Not sure I agree with this. If there were no value in TCP offload, then
why would Intel announce (recently) that they want to include this
technology in their future chipsets? Basically the argument that I make
here is that I think there is a natural place for them, but it is on the
motherboards. Much in the same way you have an Graphics Processing
Offload Engine in desktop systems, though in the case of motherboards,
they found value in supplying the high performance interface rather than
the offload engines.
I personally think that the offload engine concept is a very good one.
I like this model. With PCI-e (and possibly HTX), I think it has some
very interesting possibilities.
>>if you want high bandwidth, you don't want gigabit.

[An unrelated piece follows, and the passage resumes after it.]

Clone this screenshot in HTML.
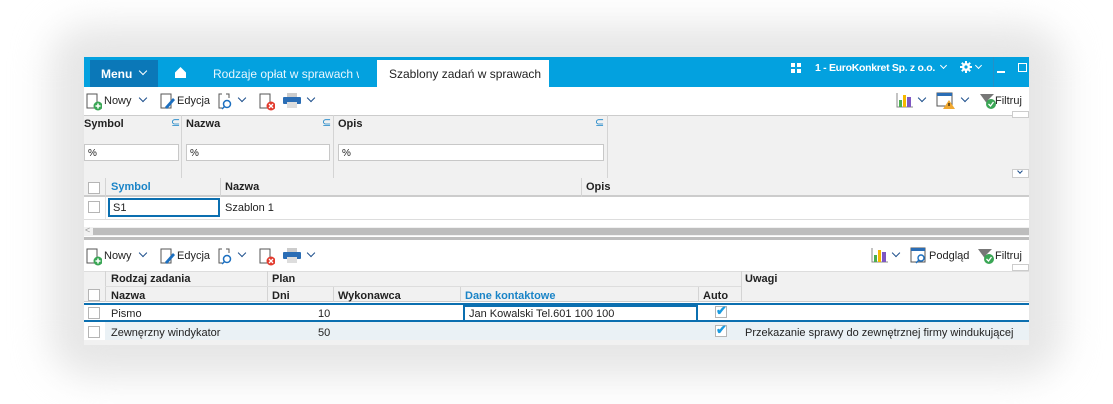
<!DOCTYPE html>
<html><head><meta charset="utf-8"><style>
*{margin:0;padding:0;box-sizing:border-box}
body{width:1113px;height:404px;background:#fff;position:relative;overflow:hidden;font-family:"Liberation Sans",sans-serif;font-size:11px;color:#222}
.a{position:absolute}
#shadow{left:50px;top:25px;width:1013px;height:352px;border-radius:40px;background:#e6e6e6;filter:blur(18px)}
#win{left:84px;top:57px;width:945px;height:288px;background:#fff;overflow:hidden}
.t{position:absolute;white-space:nowrap}
.b{font-weight:bold}
.blue{color:#1a84c7}
.vd{position:absolute;width:1px;background:#d4d4d4}
.cb{position:absolute;width:12px;height:12px;border:1px solid #b5b5b5;background:#fff}
.chev{position:absolute;width:6px;height:6px;border-right:1.5px solid #1d4f8c;border-bottom:1.5px solid #1d4f8c;transform:rotate(45deg)}
.inp{position:absolute;height:17px;background:#fff;border:1px solid #c8c8c8;padding:3px 3px;font-size:10px}
</style></head><body>
<div class="a" id="shadow"></div>
<div class="a" id="win">
 <div class="a" style="left:0;top:0;width:945px;height:30px;background:#03a1df"></div>
 <div class="a" style="left:6px;top:3px;width:68px;height:27px;background:#0b78b8"></div>
 <div class="t b" style="left:17px;top:10px;color:#fff;font-size:12px">Menu</div>
 <div class="chev" style="left:56px;top:11px;border-color:#fff;width:6px;height:6px"></div>
 <svg class="a" style="left:90px;top:9px" width="13" height="13" viewBox="0 0 13 13"><path d="M6.5 1 L12 6.5 V12 H1 V6.5 Z" fill="#fff"/></svg>
 <div class="t" style="left:129px;top:10px;color:#e9f6fd;font-size:12px;width:146px;overflow:hidden">Rodzaje opłat w sprawach w</div>
 <div class="a" style="left:293px;top:3px;width:172px;height:27px;background:#fff"></div>
 <div class="t" style="left:305px;top:10px;color:#222;font-size:12px;width:155px;overflow:hidden">Szablony zadań w sprawach</div>
 <div class="a" style="left:707px;top:6px;width:4px;height:4px;background:#fff;box-shadow:6px 0 #fff,0 6px #fff,6px 6px #fff"></div>
 <div class="t b" style="left:731px;top:5px;color:#fff;font-size:10.5px;letter-spacing:-0.3px">1 - EuroKonkret Sp. z o.o.</div>
 <div class="chev" style="left:857px;top:6px;border-color:#fff;width:5px;height:5px;border-width:0 1px 1px 0"></div>
 <svg class="a" style="left:876px;top:4px" width="12" height="12" viewBox="0 0 12 12"><circle cx="6" cy="6" r="4" fill="#fff"/><path d="M6 0V12M0 6H12M1.8 1.8L10.2 10.2M10.2 1.8L1.8 10.2" stroke="#fff" stroke-width="2"/><circle cx="6" cy="6" r="1.6" fill="#03a1df"/></svg>
 <div class="chev" style="left:892px;top:6px;border-color:#fff;width:5px;height:5px;border-width:0 1px 1px 0"></div>
 <div class="a" style="left:909px;top:0;width:1px;height:30px;background:#2590c7"></div>
 <div class="a" style="left:913px;top:14px;width:8px;height:1.5px;background:#fff"></div>
 <div class="a" style="left:934px;top:6px;width:9px;height:9px;border:1.5px solid #fff"></div>

 <div class="a" style="left:0;top:58px;width:945px;height:63px;background:#f1f1f1;border-top:1px solid #ccc"></div>
 <div class="vd" style="left:97px;top:58px;height:63px"></div>
 <div class="vd" style="left:249px;top:58px;height:63px"></div>
 <div class="vd" style="left:523px;top:58px;height:63px"></div>
 <div class="t b" style="left:0;top:61px">Symbol</div><div class="t blue" style="left:87px;top:59px">⊆</div>
 <div class="t b" style="left:102px;top:61px">Nazwa</div><div class="t blue" style="left:238px;top:59px">⊆</div>
 <div class="t b" style="left:254px;top:61px">Opis</div><div class="t blue" style="left:511px;top:59px">⊆</div>
 <div class="inp" style="left:0;top:87px;width:95px">%</div>
 <div class="inp" style="left:102px;top:87px;width:144px">%</div>
 <div class="inp" style="left:254px;top:87px;width:266px">%</div>
 <div class="a" style="left:928px;top:54px;width:17px;height:7px;border:1px solid #ccc;background:#fff"></div>
 <div class="a" style="left:928px;top:112px;width:17px;height:9px;border:1px solid #ccc;background:#fff"></div>
 <div class="chev" style="left:934px;top:112px;width:4px;height:4px;border-width:1px"></div>
 <div class="a" style="left:0;top:121px;width:945px;height:19px;background:#f1f1f1;border-bottom:2px solid #ccc"></div>
 <div class="vd" style="left:21px;top:121px;height:19px"></div>
 <div class="vd" style="left:136px;top:121px;height:19px"></div>
 <div class="vd" style="left:497px;top:121px;height:19px"></div>
 <div class="cb" style="left:4px;top:125px"></div>
 <div class="t b blue" style="left:27px;top:124px">Symbol</div>
 <div class="t b" style="left:141px;top:124px">Nazwa</div>
 <div class="t b" style="left:502px;top:124px">Opis</div>
 <div class="cb" style="left:4px;top:144px"></div>
 <div class="a" style="left:21px;top:140px;width:1px;height:22px;background:#e4e4e4"></div>
 <div class="a" style="left:24px;top:141px;width:112px;height:19px;border:2px solid #0b6fb0;padding:2px 3px;font-size:11px">S1</div>
 <div class="t" style="left:141px;top:145px">Szablon 1</div>
 <div class="a" style="left:0;top:162px;width:945px;height:1px;background:#ddd"></div>
 <div class="a" style="left:0;top:170px;width:945px;height:9px;background:#f1f1f1"></div>
 <div class="t" style="left:1px;top:168px;color:#999;font-size:9px">&lt;</div>
 <div class="a" style="left:9px;top:171px;width:936px;height:7px;background:#bdbdbd"></div>
 <div class="a" style="left:0;top:180px;width:945px;height:3px;background:#bdbdbd"></div>
 <div class="a" style="left:0;top:214px;width:945px;height:31px;background:#f1f1f1;border-top:1px solid #ddd;border-bottom:1px solid #ccc"></div>
 <div class="vd" style="left:21px;top:214px;height:31px"></div>
 <div class="vd" style="left:183px;top:214px;height:31px"></div>
 <div class="vd" style="left:249px;top:230px;height:15px"></div>
 <div class="vd" style="left:376px;top:230px;height:15px"></div>
 <div class="vd" style="left:614px;top:230px;height:15px"></div>
 <div class="vd" style="left:657px;top:214px;height:31px"></div>
 <div class="a" style="left:21px;top:229px;width:636px;height:1px;background:#ddd"></div>
 <div class="cb" style="left:4px;top:232px"></div>
 <div class="t b" style="left:27px;top:216px">Rodzaj zadania</div>
 <div class="t b" style="left:188px;top:216px">Plan</div>
 <div class="t b" style="left:661px;top:216px">Uwagi</div>
 <div class="t b" style="left:27px;top:233px">Nazwa</div>
 <div class="t b" style="left:188px;top:233px">Dni</div>
 <div class="t b" style="left:254px;top:233px">Wykonawca</div>
 <div class="t b blue" style="left:381px;top:233px">Dane kontaktowe</div>
 <div class="t b" style="left:619px;top:233px">Auto</div>
 <div class="a" style="left:0;top:246px;width:945px;height:19px;border-top:2px solid #0b6fb0;border-bottom:2px solid #0b6fb0"></div>
 <div class="a" style="left:0;top:248px;width:21px;height:15px;background:#fff"></div>
 <div class="cb" style="left:4px;top:250px"></div>
 <div class="t" style="left:27px;top:251px">Pismo</div>
 <div class="t" style="left:234px;top:251px">10</div>
 <div class="a" style="left:379px;top:248px;width:235px;height:17px;border:2px solid #0b6fb0;padding:1px 4px;font-size:11px">Jan Kowalski Tel.601 100 100</div>
 <div class="cb" style="left:631px;top:249px"></div><div class="t" style="left:632px;top:246px;color:#1a9be0;font-size:13px;font-weight:bold">✔</div>
 <div class="a" style="left:0;top:265px;width:945px;height:18px;background:#eaf1f5"></div>
 <div class="a" style="left:0;top:265px;width:21px;height:18px;background:#fff"></div>
 <div class="cb" style="left:4px;top:269px"></div>
 <div class="t" style="left:27px;top:270px">Zewnęrzny windykator</div>
 <div class="t" style="left:234px;top:270px">50</div>
 <div class="cb" style="left:631px;top:268px"></div><div class="t" style="left:632px;top:265px;color:#1a9be0;font-size:13px;font-weight:bold">✔</div>
 <div class="t" style="left:661px;top:270px">Przekazanie sprawy do zewnętrznej firmy windukującej</div>
 <div class="a" style="left:0;top:283px;width:945px;height:5px;background:#f1f1f1"></div>
</div>
<div class="a" style="left:84px;top:87px;width:945px;height:28px">
 <svg class="a" style="left:2px;top:6px" width="16" height="18"><rect x="1" y="1" width="10" height="14" fill="#fff" stroke="#555"/><circle cx="12" cy="13" r="4.5" fill="#3aa655"/><path d="M12 10.5v5M9.5 13h5" stroke="#fff" stroke-width="1.5"/></svg>
 <div class="t" style="left:20px;top:8px">Nowy</div><div class="chev" style="left:56px;top:8px"></div>
 <svg class="a" style="left:76px;top:6px" width="16" height="18"><rect x="1" y="1" width="10" height="14" fill="#fff" stroke="#555"/><path d="M5 14 L13 5 L15 7 L7 16 Z" fill="#1b6fc0"/></svg>
 <div class="t" style="left:93px;top:8px">Edycja</div>
 <svg class="a" style="left:134px;top:6px" width="16" height="18"><path d="M4 1H1V15H4M8 1H11V5" fill="none" stroke="#555"/><circle cx="9" cy="11" r="3.5" fill="none" stroke="#1b6fc0" stroke-width="1.5"/><path d="M6.5 13.5L4 16" stroke="#1b6fc0" stroke-width="1.5"/></svg>
 <div class="chev" style="left:155px;top:8px"></div>
 <svg class="a" style="left:175px;top:6px" width="16" height="18"><rect x="1" y="1" width="10" height="14" fill="#fff" stroke="#555"/><circle cx="12" cy="13" r="4.5" fill="#e23b2e"/><path d="M10 11l4 4M14 11l-4 4" stroke="#fff" stroke-width="1.3"/></svg>
 <svg class="a" style="left:199px;top:6px" width="18" height="16"><rect x="4" y="0" width="10" height="5" fill="#ccc"/><rect x="0" y="4" width="18" height="7" rx="1" fill="#2a6db5"/><rect x="4" y="9" width="10" height="6" fill="#ddd"/></svg>
 <div class="chev" style="left:224px;top:8px"></div>
 <svg class="a" style="left:812px;top:5px" width="18" height="16"><path d="M1 1V15H17" stroke="#888" fill="none"/><rect x="3" y="8" width="3" height="7" fill="#4caf50"/><rect x="7" y="3" width="3" height="12" fill="#f5b800"/><rect x="11" y="5" width="4" height="10" fill="#7e57c2"/></svg>
 <div class="chev" style="left:835px;top:8px"></div>
 <svg class="a" style="left:852px;top:5px" width="20" height="18"><rect x="1" y="1" width="15" height="13" fill="#fff" stroke="#555"/><rect x="1" y="1" width="15" height="3" fill="#2a6db5"/><path d="M13 8L19 17H7Z" fill="#f0a830"/><path d="M13 11v3" stroke="#000"/></svg>
 <div class="chev" style="left:878px;top:8px"></div>
 <svg class="a" style="left:895px;top:5px" width="18" height="18"><path d="M1 2H15L9 8V13Z" fill="#777"/><circle cx="12" cy="12" r="5" fill="#3aa655"/><path d="M9.5 12l2 2 3-4" stroke="#fff" fill="none" stroke-width="1.3"/></svg>
 <div class="t" style="left:911px;top:8px">Filtruj</div>
</div>
<div class="a" style="left:84px;top:242px;width:945px;height:28px">
 <svg class="a" style="left:2px;top:6px" width="16" height="18"><rect x="1" y="1" width="10" height="14" fill="#fff" stroke="#555"/><circle cx="12" cy="13" r="4.5" fill="#3aa655"/><path d="M12 10.5v5M9.5 13h5" stroke="#fff" stroke-width="1.5"/></svg>
 <div class="t" style="left:20px;top:8px">Nowy</div><div class="chev" style="left:56px;top:8px"></div>
 <svg class="a" style="left:76px;top:6px" width="16" height="18"><rect x="1" y="1" width="10" height="14" fill="#fff" stroke="#555"/><path d="M5 14 L13 5 L15 7 L7 16 Z" fill="#1b6fc0"/></svg>
 <div class="t" style="left:93px;top:8px">Edycja</div>
 <svg class="a" style="left:134px;top:6px" width="16" height="18"><path d="M4 1H1V15H4M8 1H11V5" fill="none" stroke="#555"/><circle cx="9" cy="11" r="3.5" fill="none" stroke="#1b6fc0" stroke-width="1.5"/><path d="M6.5 13.5L4 16" stroke="#1b6fc0" stroke-width="1.5"/></svg>
 <div class="chev" style="left:155px;top:8px"></div>
 <svg class="a" style="left:175px;top:6px" width="16" height="18"><rect x="1" y="1" width="10" height="14" fill="#fff" stroke="#555"/><circle cx="12" cy="13" r="4.5" fill="#e23b2e"/><path d="M10 11l4 4M14 11l-4 4" stroke="#fff" stroke-width="1.3"/></svg>
 <svg class="a" style="left:199px;top:6px" width="18" height="16"><rect x="4" y="0" width="10" height="5" fill="#ccc"/><rect x="0" y="4" width="18" height="7" rx="1" fill="#2a6db5"/><rect x="4" y="9" width="10" height="6" fill="#ddd"/></svg>
 <div class="chev" style="left:224px;top:8px"></div>
 <svg class="a" style="left:787px;top:5px" width="18" height="16"><path d="M1 1V15H17" stroke="#888" fill="none"/><rect x="3" y="8" width="3" height="7" fill="#4caf50"/><rect x="7" y="3" width="3" height="12" fill="#f5b800"/><rect x="11" y="5" width="4" height="10" fill="#7e57c2"/></svg>
 <div class="chev" style="left:809px;top:8px"></div>
 <svg class="a" style="left:826px;top:5px" width="18" height="18"><rect x="1" y="1" width="14" height="14" fill="#fff" stroke="#555"/><rect x="1" y="1" width="14" height="3" fill="#2a6db5"/><circle cx="11" cy="11" r="3" fill="#fff" stroke="#1b6fc0" stroke-width="1.4"/><path d="M9 13l-3 3" stroke="#1b6fc0" stroke-width="1.4"/></svg>
 <div class="t" style="left:845px;top:8px">Podgląd</div>
 <svg class="a" style="left:893px;top:5px" width="18" height="18"><path d="M1 2H15L9 8V13Z" fill="#777"/><circle cx="12" cy="12" r="5" fill="#3aa655"/><path d="M9.5 12l2 2 3-4" stroke="#fff" fill="none" stroke-width="1.3"/></svg>
 <div class="t" style="left:911px;top:8px">Filtruj</div>
 <div class="a" style="left:928px;top:22px;width:17px;height:7px;border:1px solid #ccc;background:#fff"></div>
</div>
</body></html>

Agreed. Out of sheer curiousity, what codes are more bandwidth bound
than latency bound over the high performance fabrics? Most of the codes
we play with are latency bound.
I wrote a message passing example for my class with a humorous name to
illustrate passing vectors (or matrices). I could easily turn this into
a bandwidth test by using huge vectors. But I am not sure that most
folks are doing that in their codes.
>>if you want low latency, you don't want gigabit,
agreed ...
>> even RDMA-gigabit.
I think a CBA is worth doing (and we may do this). If it gives a 5%
boost for a 2% increase in cluster cost, is that worth it? If it gives
a 30% boost for a 2% increase in cost, is that worth it? What
fundamentally is the right cutoff (rhetorical question, cutoff varies
based upon needs, funds, application,...)
[...]
> In reality the bandwidth/latency hunger gets even bigger in future when the
> cell type processors arrive. Correct me if i'm wrong, it really needs a
> branch prediction table for my branch intensive integer code, but even then
> such a processor is kicking butt. I mean 8 processing help units (SPE's) at
> 1 cpu and a main power pc processor.
>
> For floating point that's like 250 Gflop or so practical to their avail.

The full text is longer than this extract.